Quali sono le voci letterarie che prediligi come lettrice e quali racconti, invece, hanno ispirato la scrittura dei tuoi?

E. Strout, A. Krystof, R. Carver, A. Munro, J. Franzen, S. Foer, P. Auster, D. De Lillo, C. McCarthy, Faulkner, K. Haruf, Y. Reza, J. Ellroy e tanti altri, classici inclusi. Diverse sono le voci italiane contemporanee che trovo interessanti. Potrei stilare anche qui un elenco completo, ma rischierei di dimenticare qualcuno. Di alcuni scrittori, invece, ho letto un solo romanzo e mi sono innamorata, penso a Génie la matta, di Inès Cagnati. Se tutti questi autori mi hanno ispirato, non lo so, ma di sicuro le loro letture sono finite nel fondo del mio pentolone in cui tutto ribolle.

Il tuo esordio fa parte di una nuova collana Castelvecchi, Raid, a cura della prestigiosa editor Mariacarmela Leto.

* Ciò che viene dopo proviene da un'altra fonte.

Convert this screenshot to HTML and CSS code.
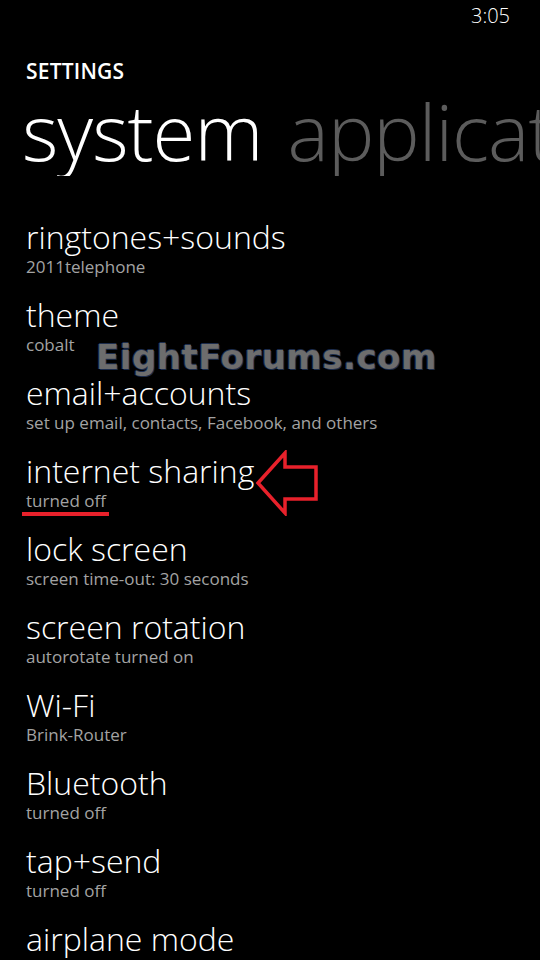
FILE: index.html
```html
<!DOCTYPE html>
<html lang="en">
<head>
  <meta charset="UTF-8" />
  <meta name="viewport" content="width=device-width, initial-scale=1.0" />
  <title>Settings - system</title>
  <link rel="stylesheet" href="styles.css">
</head>
<body>
  <div class="phone">
    <div class="status-bar">3:05</div>

    <header class="page-head">
      <div class="app-title">SETTINGS</div>
      <div class="pivot">
        <span class="pivot-item active">system</span>
        <span class="pivot-item">applications</span>
      </div>
    </header>

    <ul class="settings-list">
      <li>
        <div class="item-title">ringtones+sounds</div>
        <div class="item-sub">2011telephone</div>
      </li>
      <li>
        <div class="item-title">theme</div>
        <div class="item-sub">cobalt</div>
      </li>
      <li>
        <div class="item-title">email+accounts</div>
        <div class="item-sub">set up email, contacts, Facebook, and others</div>
      </li>
      <li class="highlighted">
        <div class="item-title">internet sharing
          <svg class="arrow" width="64" height="66" viewBox="0 0 64 66">
            <path d="M3 33 L30 3 L30 17 L61 17 L61 49 L30 49 L30 63 Z" fill="none" stroke="#e8212b" stroke-width="3.5" stroke-linejoin="miter" />
          </svg>
        </div>
        <div class="item-sub"><span class="underlined">turned off</span></div>
      </li>
      <li>
        <div class="item-title">lock screen</div>
        <div class="item-sub">screen time-out: 30 seconds</div>
      </li>
      <li>
        <div class="item-title">screen rotation</div>
        <div class="item-sub">autorotate turned on</div>
      </li>
      <li>
        <div class="item-title">Wi-Fi</div>
        <div class="item-sub">Brink-Router</div>
      </li>
      <li>
        <div class="item-title">Bluetooth</div>
        <div class="item-sub">turned off</div>
      </li>
      <li>
        <div class="item-title">tap+send</div>
        <div class="item-sub">turned off</div>
      </li>
      <li>
        <div class="item-title">airplane mode</div>
      </li>
    </ul>

    <div class="watermark">EightForums.com</div>
  </div>
</body>
</html>
```

FILE: styles.css
```css
html, body { margin: 0; padding: 0; background: #000; }
body { font-family: "Open Sans", "Noto Sans", sans-serif; color: #fff; }

.phone { position: relative; width: 540px; height: 960px; overflow: hidden; background: #000; }

.status-bar { height: 34px; padding-right: 30px; text-align: right; font-size: 20px; line-height: 32px; font-weight: 300; }

.page-head { padding-left: 26px; }
.app-title { font-size: 21px; font-weight: 600; line-height: 30px; margin-top: 22px; letter-spacing: 0.2px; }
.pivot { white-space: nowrap; overflow: hidden; font-size: 78px; font-weight: 300; line-height: 90px; margin-left: -4px; letter-spacing: -1px; }
.pivot-item { margin-right: 6px; color: #5c5c5c; }
.pivot-item.active { color: #fff; }

.settings-list { list-style: none; margin: 42px 0 0; padding: 0 0 0 26px; }
.settings-list li { height: 78px; }
.item-title { position: relative; font-size: 32px; font-weight: 300; line-height: 38px; white-space: nowrap; }
.item-sub { font-size: 17px; line-height: 22px; color: #a3a3a3; }

.arrow { position: absolute; left: 229px; top: -2px; }
.underlined { position: relative; }
.underlined::after { content: ""; position: absolute; left: -4px; right: -3px; bottom: -4px; height: 4px; background: #e8212b; }

.watermark {
  position: absolute; left: 96px; top: 337px;
  font-family: "DejaVu Sans", sans-serif; font-weight: bold; font-size: 34px; line-height: 40px; letter-spacing: 0.5px;
  color: #6d6d6d;
  text-shadow: 1px 1px 0 #1c2c4c, -1px 0 0 #1c2c4c, 0 -1px 0 #1c2c4c;
}
```
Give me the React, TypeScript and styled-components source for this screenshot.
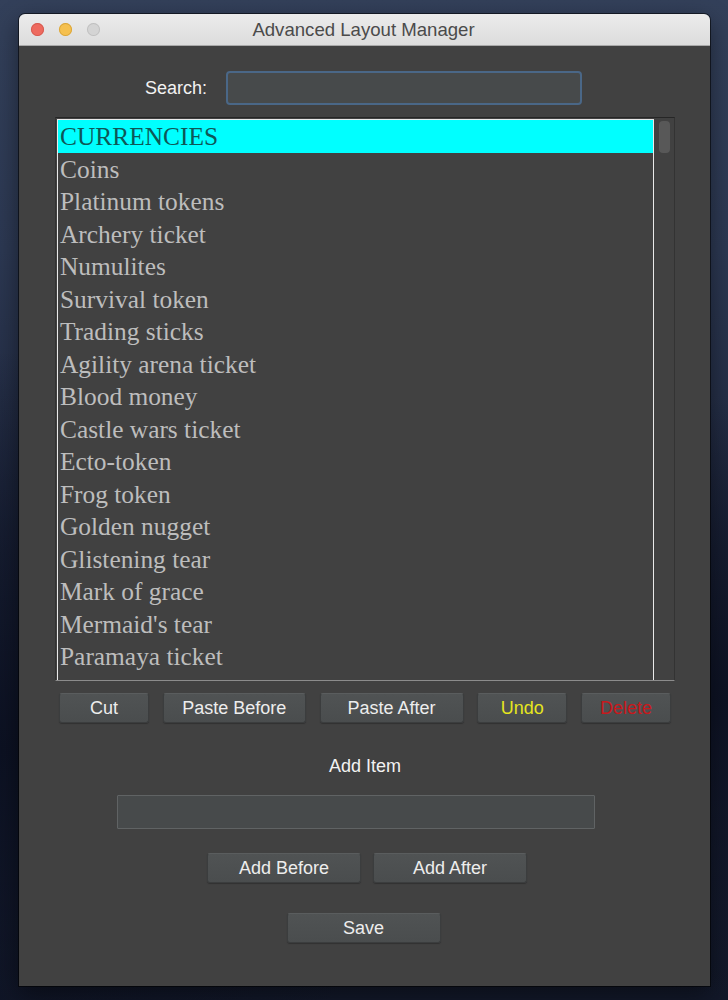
import React from 'react';
import styled, { createGlobalStyle } from 'styled-components';

const GlobalStyle = createGlobalStyle`
  html, body {
    margin: 0;
    padding: 0;
    height: 1000px;
    overflow: hidden;
  }
  body {
    background:
      radial-gradient(ellipse 60% 40% at 0% 75%, #0c1122 0%, rgba(12, 17, 34, 0) 100%),
      radial-gradient(ellipse 40% 30% at 100% 70%, #0d1223 0%, rgba(13, 18, 35, 0) 100%),
      linear-gradient(180deg, #33405a 0%, #2c3852 25%, #1d253b 55%, #121829 100%);
    font-family: "Liberation Sans", Arial, sans-serif;
  }
`;

const items = [
    'CURRENCIES',
    'Coins',
    'Platinum tokens',
    'Archery ticket',
    'Numulites',
    'Survival token',
    'Trading sticks',
    'Agility arena ticket',
    'Blood money',
    'Castle wars ticket',
    'Ecto-token',
    'Frog token',
    'Golden nugget',
    'Glistening tear',
    'Mark of grace',
    "Mermaid's tear",
    'Paramaya ticket',
];

const Desktop = styled.div`
  height: 1000px;
  padding: 14px 0 0 19px;
  box-sizing: border-box;
`;

const Window = styled.div`
  width: 691px;
  height: 972px;
  display: flex;
  flex-direction: column;
  border-radius: 6px 6px 0 0;
  overflow: hidden;
  box-shadow: 0 0 0 1px rgba(0, 0, 0, 0.55), 0 8px 24px rgba(0, 0, 0, 0.45);
`;

const TitleBar = styled.div`
  position: relative;
  height: 31px;
  flex: none;
  display: flex;
  align-items: center;
  justify-content: center;
  background: linear-gradient(180deg, #ececec 0%, #dcdcdc 100%);
  border-bottom: 1px solid #a9a9a9;
`;

const Lights = styled.div`
  position: absolute;
  left: 12px;
  top: 9px;
  display: flex;
  gap: 15px;
`;

const Light = styled.span<{ color: string; edge: string }>`
  width: 13px;
  height: 13px;
  border-radius: 50%;
  background: ${p => p.color};
  box-shadow: inset 0 0 0 1px ${p => p.edge};
`;

const Title = styled.span`
  font-size: 18.6px;
  color: #4b4b4b;
  margin-left: -2px;
`;

const Content = styled.div`
  flex: 1;
  display: flex;
  flex-direction: column;
  align-items: center;
  background: #414141;
  padding: 25px 35px 0 36px;
  box-sizing: border-box;
`;

const SearchRow = styled.div`
  display: flex;
  align-items: center;
  gap: 19px;
  height: 34px;
  margin-right: 3px;
`;

const Label = styled.span`
  font-size: 18px;
  color: #f2f2f2;
`;

const Field = styled.div<{ width: number; focused?: boolean }>`
  width: ${p => p.width}px;
  height: 34px;
  box-sizing: border-box;
  background: #474a4b;
  border: ${p => (p.focused ? '2px solid #4a6787' : '1px solid #606364')};
  border-radius: ${p => (p.focused ? '4px' : '1px')};
`;

const ListPanel = styled.div`
  align-self: stretch;
  margin-top: 12px;
  height: 564px;
  display: flex;
  box-sizing: border-box;
  border-top: 1px solid #262626;
  border-left: 1px solid #333;
  border-right: 1px solid #333;
  border-bottom: 1px solid #8c8c8c;
  padding: 1px 0 0 1px;
`;

const ListView = styled.div`
  flex: 1;
  border: 1px solid #e9e9e9;
  border-bottom: none;
  overflow: hidden;
`;

const Row = styled.div<{ selected?: boolean }>`
  height: 32.5px;
  line-height: 32.5px;
  padding-left: 2px;
  font-family: "Liberation Serif", "Times New Roman", serif;
  font-size: 25.4px;
  white-space: nowrap;
  color: ${p => (p.selected ? '#0e5757' : '#bdbdbd')};
  background: ${p => (p.selected ? '#00ffff' : 'transparent')};
`;

const ScrollTrack = styled.div`
  width: 20px;
  flex: none;
  display: flex;
  justify-content: center;
  padding-top: 2px;
`;

const Thumb = styled.div`
  width: 11px;
  height: 32px;
  border-radius: 4px;
  background: #585858;
`;

const ButtonRow = styled.div`
  align-self: stretch;
  display: flex;
  justify-content: space-between;
  padding: 0 4px;
  margin-top: 12px;
`;

const Button = styled.button<{ width: number; tone?: string }>`
  width: ${p => p.width}px;
  height: 30px;
  padding: 0;
  font-family: "Liberation Sans", Arial, sans-serif;
  font-size: 18px;
  color: ${p => p.tone || '#ededed'};
  background: linear-gradient(180deg, #505354 0%, #4a4d4e 100%);
  border: 1px solid #3b3d3e;
  border-top-color: #5a5d5e;
  border-radius: 3px;
  box-shadow: 0 1px 1px rgba(0, 0, 0, 0.25);
`;

const SectionLabel = styled(Label)`
  margin-top: 32px;
  line-height: 22px;
`;

const AddRow = styled.div<{ top: number; shift?: number }>`
  display: flex;
  gap: 12px;
  margin-top: ${p => p.top}px;
  margin-right: ${p => p.shift || 0}px;
`;

export default function App() {
    return (
        <>
            <GlobalStyle />
            <Desktop>
                <Window>
                    <TitleBar>
                        <Lights>
                            <Light color="#ee6a5f" edge="#d55a50" />
                            <Light color="#f5c04f" edge="#d9a53a" />
                            <Light color="#d4d4d4" edge="#c0c0c0" />
                        </Lights>
                        <Title>Advanced Layout Manager</Title>
                    </TitleBar>
                    <Content>
                        <SearchRow>
                            <Label>Search:</Label>
                            <Field width={356} focused />
                        </SearchRow>
                        <ListPanel>
                            <ListView>
                                {items.map((item, i) => (
                                    <Row key={item} selected={i === 0}>{item}</Row>
                                ))}
                            </ListView>
                            <ScrollTrack>
                                <Thumb />
                            </ScrollTrack>
                        </ListPanel>
                        <ButtonRow>
                            <Button width={90}>Cut</Button>
                            <Button width={143}>Paste Before</Button>
                            <Button width={144}>Paste After</Button>
                            <Button width={90} tone="#e6e61e">Undo</Button>
                            <Button width={90} tone="#c8181c">Delete</Button>
                        </ButtonRow>
                        <SectionLabel>Add Item</SectionLabel>
                        <AddRow top={18} shift={19}>
                            <Field width={478} />
                        </AddRow>
                        <AddRow top={24} shift={-4}>
                            <Button width={154}>Add Before</Button>
                            <Button width={154}>Add After</Button>
                        </AddRow>
                        <AddRow top={30} shift={3}>
                            <Button width={154}>Save</Button>
                        </AddRow>
                    </Content>
                </Window>
            </Desktop>
        </>
    );
}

Come avete lavorato alla raccolta insieme? Che consiglio ti è rimasto impresso tra i vari?

Mariacarmela è stato un bell’incontro che mi ha regalato il duemilaventiré. Tenace, volitiva, brava. Rispetto a Dell’amore e altri disturbi, ci siamo conosciute quando avevo già firmato il contratto con Castelvecchi.  Lei è arrivata un attimo dopo, ha letto e mi ha proposto di far parte di Raid, la sua nuova collana. Per come me l’ha raccontata, per come era determinata e per come era desiderosa di vincere la sfida di un progetto tutto suo, ho risposto subito di sì. Il libro era già nella sua versione definitiva, abbiamo lavorato insieme quel tanto necessario all’uscita, ma con grande sintonia e fiducia reciproca. Sono certa che la nostra conoscenza possa essere approfondita, anche grazie a un futuro lavoro insieme, dal quale, sono certa, potrò imparare molte cose.